When graphic artists try to represent some type of machinery in a logo or symbol, they seem drawn like moths to a flame to use a circular gear train of three gears all lying in a plane. But since 3 is a odd number, such a gear train is rigid as one can easily see by trying to assign the cliques “clockwise” and “counter-clockwise” to each gear in a consistent manner (so that each meshing will reverse the clockwise direction).
Examples of graphical gridlock
A good friend of mine is the head of a terrific group in Chicago dedicated to the rebirth of manufacturing jobs in the area and in America so it would be natural for them to have a logo with gears. To my surprise, the logo that first appeared on their newsletter was:
When I pointed out the “gridlock” implications, he said they would certainly change it as soon as they ran through the printing of their stationery.
Over the years, I have collected examples of graphic artists picturing gridlock when they intend to picture smooth working machinery. For instance, The Economist magazine had the following cover to represent the “global factory.”

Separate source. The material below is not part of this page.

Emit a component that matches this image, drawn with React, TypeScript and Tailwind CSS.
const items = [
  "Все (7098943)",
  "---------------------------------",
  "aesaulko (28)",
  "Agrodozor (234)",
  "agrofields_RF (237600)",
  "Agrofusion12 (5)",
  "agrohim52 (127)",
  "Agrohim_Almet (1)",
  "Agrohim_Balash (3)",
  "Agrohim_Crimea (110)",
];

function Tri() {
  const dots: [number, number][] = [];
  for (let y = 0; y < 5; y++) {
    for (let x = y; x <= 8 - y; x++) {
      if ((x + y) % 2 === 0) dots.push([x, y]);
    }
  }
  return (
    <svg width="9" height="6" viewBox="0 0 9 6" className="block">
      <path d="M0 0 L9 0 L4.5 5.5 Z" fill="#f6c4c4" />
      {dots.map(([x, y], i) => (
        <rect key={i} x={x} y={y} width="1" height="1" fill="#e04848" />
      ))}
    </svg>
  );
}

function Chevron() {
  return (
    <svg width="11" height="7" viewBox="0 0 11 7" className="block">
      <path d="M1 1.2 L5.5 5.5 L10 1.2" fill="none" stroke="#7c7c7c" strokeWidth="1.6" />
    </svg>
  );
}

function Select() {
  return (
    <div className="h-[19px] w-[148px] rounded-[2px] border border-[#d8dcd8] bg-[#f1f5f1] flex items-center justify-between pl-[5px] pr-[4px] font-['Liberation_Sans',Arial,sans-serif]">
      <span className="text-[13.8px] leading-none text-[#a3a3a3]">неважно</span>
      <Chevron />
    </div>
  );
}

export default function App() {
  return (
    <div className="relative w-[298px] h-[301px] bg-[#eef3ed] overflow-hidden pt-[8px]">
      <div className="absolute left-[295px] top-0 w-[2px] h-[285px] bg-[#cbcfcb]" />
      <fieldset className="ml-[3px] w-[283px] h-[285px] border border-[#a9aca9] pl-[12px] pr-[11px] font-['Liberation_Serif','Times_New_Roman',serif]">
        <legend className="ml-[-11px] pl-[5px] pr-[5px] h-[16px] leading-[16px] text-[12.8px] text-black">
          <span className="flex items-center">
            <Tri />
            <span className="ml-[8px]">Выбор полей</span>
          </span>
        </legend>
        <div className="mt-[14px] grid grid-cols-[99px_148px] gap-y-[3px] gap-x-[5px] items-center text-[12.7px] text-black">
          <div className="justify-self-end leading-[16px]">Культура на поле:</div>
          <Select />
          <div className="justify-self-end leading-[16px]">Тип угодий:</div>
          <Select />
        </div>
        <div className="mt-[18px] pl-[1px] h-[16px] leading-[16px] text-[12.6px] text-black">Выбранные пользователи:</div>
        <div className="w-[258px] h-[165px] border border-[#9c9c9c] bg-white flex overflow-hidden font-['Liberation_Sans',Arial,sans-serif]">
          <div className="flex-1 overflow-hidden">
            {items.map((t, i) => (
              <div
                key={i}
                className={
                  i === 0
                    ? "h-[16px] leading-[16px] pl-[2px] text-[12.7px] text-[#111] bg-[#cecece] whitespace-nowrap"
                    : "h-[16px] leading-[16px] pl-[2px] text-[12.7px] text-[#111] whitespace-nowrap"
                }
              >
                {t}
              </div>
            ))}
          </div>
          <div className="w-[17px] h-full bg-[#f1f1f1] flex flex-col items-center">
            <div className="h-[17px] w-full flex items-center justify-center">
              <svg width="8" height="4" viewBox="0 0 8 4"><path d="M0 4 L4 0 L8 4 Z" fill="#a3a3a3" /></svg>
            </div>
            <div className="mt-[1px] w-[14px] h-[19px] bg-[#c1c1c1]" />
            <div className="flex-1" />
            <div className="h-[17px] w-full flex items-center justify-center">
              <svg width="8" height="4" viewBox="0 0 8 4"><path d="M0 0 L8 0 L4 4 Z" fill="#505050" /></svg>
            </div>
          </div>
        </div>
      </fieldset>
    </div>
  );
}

But one doubts they were trying to make the point that it does not work!
This global factory will not work.
Or a consulting company might compare their input as applying some oil to the company’s machinery.

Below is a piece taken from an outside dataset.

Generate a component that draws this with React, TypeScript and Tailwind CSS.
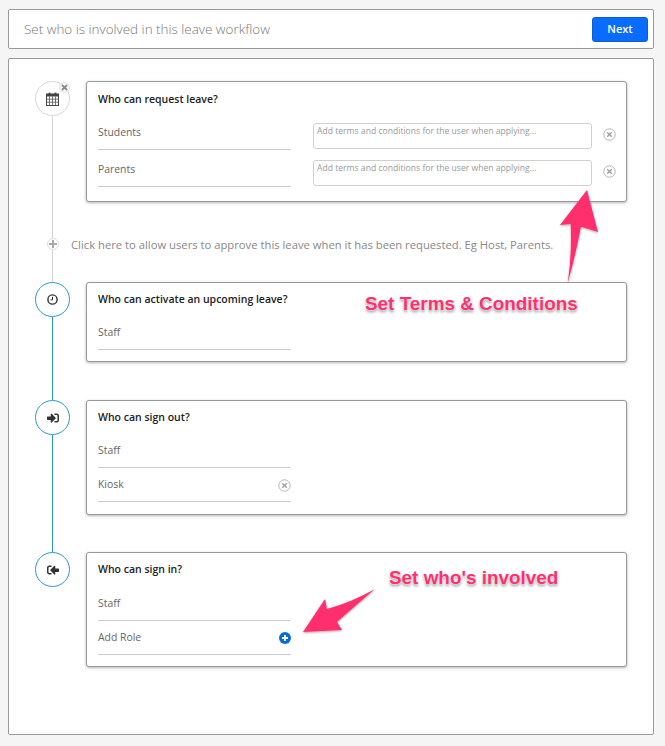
import type { ReactNode } from 'react';
import { FaSignInAlt } from 'react-icons/fa';

const BLUE_LINE = 'bg-[#2a9bc4]';
const GREY_LINE = 'bg-[#d6d6d6]';

/** Small outlined circle with a cross, used to remove a role. */
function RemoveIcon() {
  return (
    <svg width="13" height="13" viewBox="0 0 13 13" fill="none" className="shrink-0">
      <circle cx="6.5" cy="6.5" r="5.7" stroke="#b4b4b4" strokeWidth="1" />
      <path d="M4.2 4.2l4.6 4.6M8.8 4.2l-4.6 4.6" stroke="#a0a0a0" strokeWidth="1.4" />
    </svg>
  );
}

function CalendarIcon() {
  return (
    <svg width="13" height="14" viewBox="0 0 13 14" fill="none">
      <rect x="0.5" y="2" width="12" height="11.5" fill="#fff" stroke="#444" />
      <rect x="0.5" y="2" width="12" height="2.5" fill="#444" />
      <rect x="2.5" y="0.5" width="2" height="3" rx="1" fill="#444" />
      <rect x="8.5" y="0.5" width="2" height="3" rx="1" fill="#444" />
      <path d="M3.5 4.5v9M6.5 4.5v9M9.5 4.5v9M1 7.2h11M1 10.2h11" stroke="#555" strokeWidth="0.8" />
    </svg>
  );
}

function ClockIcon() {
  return (
    <svg width="11" height="11" viewBox="0 0 11 11" fill="none">
      <circle cx="5.5" cy="5.5" r="4.6" stroke="#333" strokeWidth="1.4" />
      <path d="M5.5 2.8V5.9H3.5" stroke="#333" strokeWidth="1" />
    </svg>
  );
}

function Step({ icon, ring, line, children, closable, pb }: { icon: ReactNode; ring: string; line?: string; children: ReactNode; closable?: boolean; pb: string }) {
  return (
    <div className="flex">
      <div className="ml-[26px] flex w-[35px] shrink-0 flex-col items-center">
        <div className={`relative flex h-[35px] w-[35px] shrink-0 items-center justify-center rounded-full border bg-white ${ring}`}>
          {icon}
          {closable && (
            <span className="absolute top-0 -right-[1px] flex h-[11px] w-[11px] items-center justify-center rounded-full border border-[#e2e2e2] bg-[#f8f8f8]">
              <svg width="7" height="7" viewBox="0 0 7 7"><path d="M1 1l5 5M6 1L1 6" stroke="#8a8a8a" strokeWidth="1.8" /></svg>
            </span>
          )}
        </div>
        {line && <div className={`w-px flex-1 ${line}`} />}
      </div>
      <div className={`ml-[16px] w-[541px] ${pb}`}>{children}</div>
    </div>
  );
}

function Card({ title, titleClass, children }: { title: string; titleClass: string; children: ReactNode }) {
  return (
    <div className="rounded-[3px] border border-[#999] bg-white px-[11px] shadow-[0_1px_3px_rgba(0,0,0,0.3)]">
      <div className={`flex items-center text-[10.5px] font-semibold text-[#222] ${titleClass}`}>{title}</div>
      {children}
    </div>
  );
}

/** A role row with the underline; `right` sits at the end of the line. */
function RoleRow({ label, right }: { label: string; right?: ReactNode }) {
  return (
    <div className="flex h-[34px] w-[193px] items-center justify-between border-b border-[#ccc] pt-[1px] text-[10.4px] text-[#666]">
      <span>{label}</span>
      {right}
    </div>
  );
}

function TermsRow({ label }: { label: string }) {
  return (
    <div className="flex h-[37px] items-start">
      <div className="flex h-[37px] w-[193px] shrink-0 items-center border-b border-[#ccc] pt-[4px] text-[10.4px] text-[#666]">{label}</div>
      <textarea
        rows={1}
        placeholder="Add terms and conditions for the user when applying..."
        className="mt-[10px] ml-[22px] h-[26px] w-[279px] shrink-0 resize-none rounded-[3px] border border-[#d0d0d0] bg-white px-[3px] pt-[1px] pb-0 text-[8.6px] leading-[13px] placeholder:text-[#999]"
      />
      <div className="mt-[15px] ml-[11px]"><RemoveIcon /></div>
    </div>
  );
}

export default function App() {
  return (
    <div className="relative h-[746px] w-[665px] overflow-hidden bg-[#f5f5f5] pt-[9px] pl-[8px] font-['Open_Sans',sans-serif]">
      {/* header bar */}
      <div className="flex h-[40px] w-[646px] items-center justify-between rounded-[2px] border border-[#999] bg-white pr-[5px] pl-[15px]">
        <span className="text-[13.45px] font-light text-[#777]">Set who is involved in this leave workflow</span>
        <button className="h-[25px] w-[56px] rounded-[3px] border border-[#0a5fd0] bg-[#0a6cff] text-[11px] font-semibold text-white">Next</button>
      </div>

      {/* workflow panel */}
      <div className="mt-[9px] h-[677px] w-[646px] rounded-[2px] border border-[#999] bg-white pt-[22px]">
        <Step icon={<CalendarIcon />} ring="border-[#d6d6d6]" line={GREY_LINE} closable pb="pb-[36px]">
          <Card title="Who can request leave?" titleClass="h-[31px] pt-[5px]">
            <TermsRow label="Students" />
            <TermsRow label="Parents" />
            <div className="h-[14px]" />
          </Card>
        </Step>

        <div className="flex h-[44px]">
          <div className="ml-[26px] flex w-[35px] shrink-0 flex-col items-center">
            <span className="flex h-[12px] w-[12px] shrink-0 items-center justify-center rounded-full border border-[#dcdcdc] bg-white">
              <svg width="8" height="8" viewBox="0 0 8 8"><path d="M4 0v8M0 4h8" stroke="#aaa" strokeWidth="2" /></svg>
            </span>
            <div className={`w-px flex-1 ${GREY_LINE}`} />
          </div>
          <span className="ml-[1px] h-[14px] text-[11.25px] leading-[14px] whitespace-nowrap text-[#888]">Click here to allow users to approve this leave when it has been requested. Eg Host, Parents.</span>
        </div>

        <Step icon={<ClockIcon />} ring="border-[#2a9bc4]" line={BLUE_LINE} pb="pb-[38px]">
          <Card title="Who can activate an upcoming leave?" titleClass="h-[33px]">
            <RoleRow label="Staff" />
            <div className="h-[11px]" />
          </Card>
        </Step>

        <Step icon={<FaSignInAlt size={12} color="#333" />} ring="border-[#2a9bc4]" line={BLUE_LINE} pb="pb-[37px]">
          <Card title="Who can sign out?" titleClass="h-[33px]">
            <RoleRow label="Staff" />
            <RoleRow label="Kiosk" right={<RemoveIcon />} />
            <div className="h-[12px]" />
          </Card>
        </Step>

        <Step icon={<FaSignInAlt size={12} color="#333" className="-scale-x-100" />} ring="border-[#2a9bc4]" pb="pb-0">
          <Card title="Who can sign in?" titleClass="h-[34px] pb-[1px]">
            <RoleRow label="Staff" />
            <RoleRow
              label="Add Role"
              right={
                <span className="flex h-[12px] w-[12px] items-center justify-center rounded-full bg-[#0a6cd8]">
                  <svg width="8" height="8" viewBox="0 0 8 8"><path d="M4 1v6M1 4h6" stroke="#fff" strokeWidth="1.8" /></svg>
                </span>
              }
            />
            <div className="h-[11px]" />
          </Card>
        </Step>
      </div>

      {/* screenshot annotations drawn on top of the page */}
      <svg width="665" height="746" className="pointer-events-none absolute top-0 left-0">
        <defs>
          <filter id="arrowShadow" x="-20%" y="-20%" width="140%" height="140%">
            <feDropShadow dx="0" dy="1" stdDeviation="1.2" floodColor="#000" floodOpacity="0.35" />
          </filter>
        </defs>
        <path d="M587 190L560 225L570.7 224Q572 255 567.7 283.3Q575 258 581 226.7L598 232Z" fill="#ff2f6d" filter="url(#arrowShadow)" />
        <path d="M303 632L325 599L327 609Q352 602 375 589Q355 606 337 622L342 630Z" fill="#ff2f6d" filter="url(#arrowShadow)" />
      </svg>
      <span className="absolute top-[293px] left-[365px] font-['Liberation_Sans',sans-serif] text-[18.9px] leading-[21px] font-bold whitespace-nowrap text-[#ff2f6d] [text-shadow:0_0_1px_#fff,0_0_2px_#fff,0_2px_3px_rgba(0,0,0,0.45)]">Set Terms &amp; Conditions</span>
      <span className="absolute top-[567px] left-[389px] font-['Liberation_Sans',sans-serif] text-[18.9px] leading-[21px] font-bold whitespace-nowrap text-[#ff2f6d] [text-shadow:0_0_1px_#fff,0_0_2px_#fff,0_2px_3px_rgba(0,0,0,0.45)]">Set who's involved</span>
    </div>
  );
}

This machinery needs more than oil.
Or taking a special training course may get one’s mental gears moving better, but not if they are in the following pattern.
This training course won’t help these gears.
Some graphic artists take a picture of real gears.
This gear train is only for the photograph.
Some graphic artists seem to finally get it when they put an even number of gears in a circular gear train. But then they are drawn again to the siren song of graphic gridlock by putting in the gear in the upper right corner that once again makes the whole gear train rigid.
The mathematical treatment of these ideas and the connection with optimization theory is downloadable here.
Addendum: May 3, 2010
My friend finally fixed his logo so it was no longer rigid.